Minimum wage petition is approved for KC’s November ballot, but it could get withdrawn
The Kansas City Council agreed Thursday to place a citizens petition initiative on the November ballot that seeks a local minimum wage increase to $15 per hour by 2020.
But the council also said the petition may get withdrawn from the ballot if the Missouri General Assembly acts in September to prevent a higher minimum wage.
“This is just about as confusing a procedural matter as I’ve come across in a long, long time,” City Attorney Bill Geary said Thursday as he discussed the predicament with the city’s elected leaders.
The council already approved an ordinance in July to increase the city’s base wage to $13 per hour by 2020. But a group of civil rights organizations gathered sufficient signatures this spring for an initiative petition seeking the higher $15 wage.
Geary advised this is a valid petition under the city charter and there is not an obvious constitutional reason to keep the measure off the Nov. 3 ballot.
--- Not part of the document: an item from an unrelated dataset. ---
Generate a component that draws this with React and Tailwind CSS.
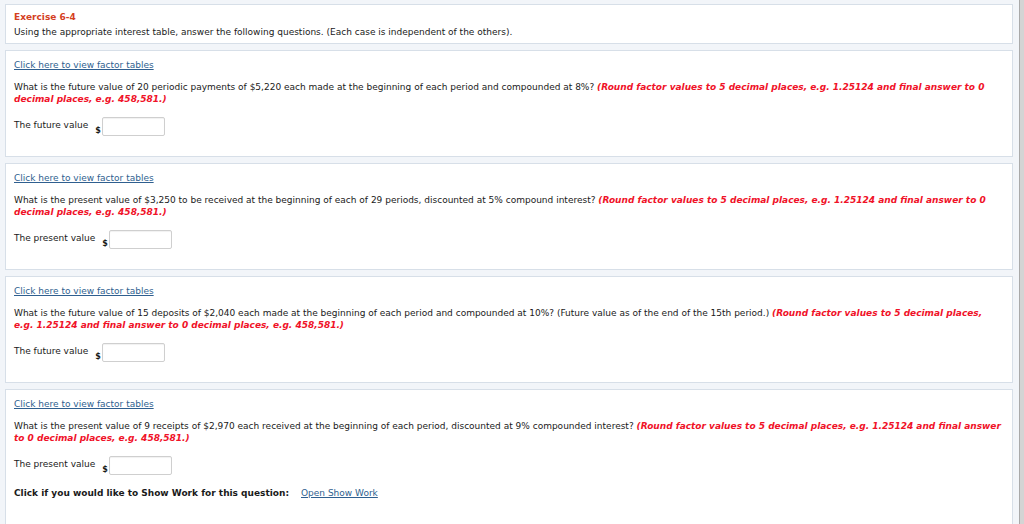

The council had to authorize the ballot question by Thursday to meet the deadline for a November election.
But complications abound.
The General Assembly has scheduled a special veto session to begin Sept. 16, when lawmakers will try to override a governor’s veto and put in place a law that specifically prohibits cities like Kansas City from adopting any minimum wage above the state-mandated level of $7.65 per hour.
Geary said that if the legislature removes any possibility of local control of minimum wage, it will make the council-approved $13-per-hour ordinance moot. It would also make the petition initiative moot, and the city would be wasting $500,000 on a ballot question that had become irrelevant.
“An initiative petition cannot do what the council cannot do,” Mayor Sly James explained.
So the ordinance Thursday authorized the November ballot language but included a provision that withdraws the petition initiative if the state legislature acts.
Vernon Howard, spokesman for the petitioners and president of the Southern Christian Leadership Conference of Greater Kansas City, said his group believes the city has the moral responsibility to put the petition on the November ballot and defend the city’s right to adopt a higher minimum wage to benefit poor working people.
If the legislature doesn’t override the veto, the city’s proposed $13 minimum wage faces a challenge on a different front.
Business groups that oppose the $13 minimum wage as too high have launched a referendum effort. Restaurant officials said Thursday that they expect to have the necessary 3,400 valid petition signatures soon to try to overturn the council’s ordinance.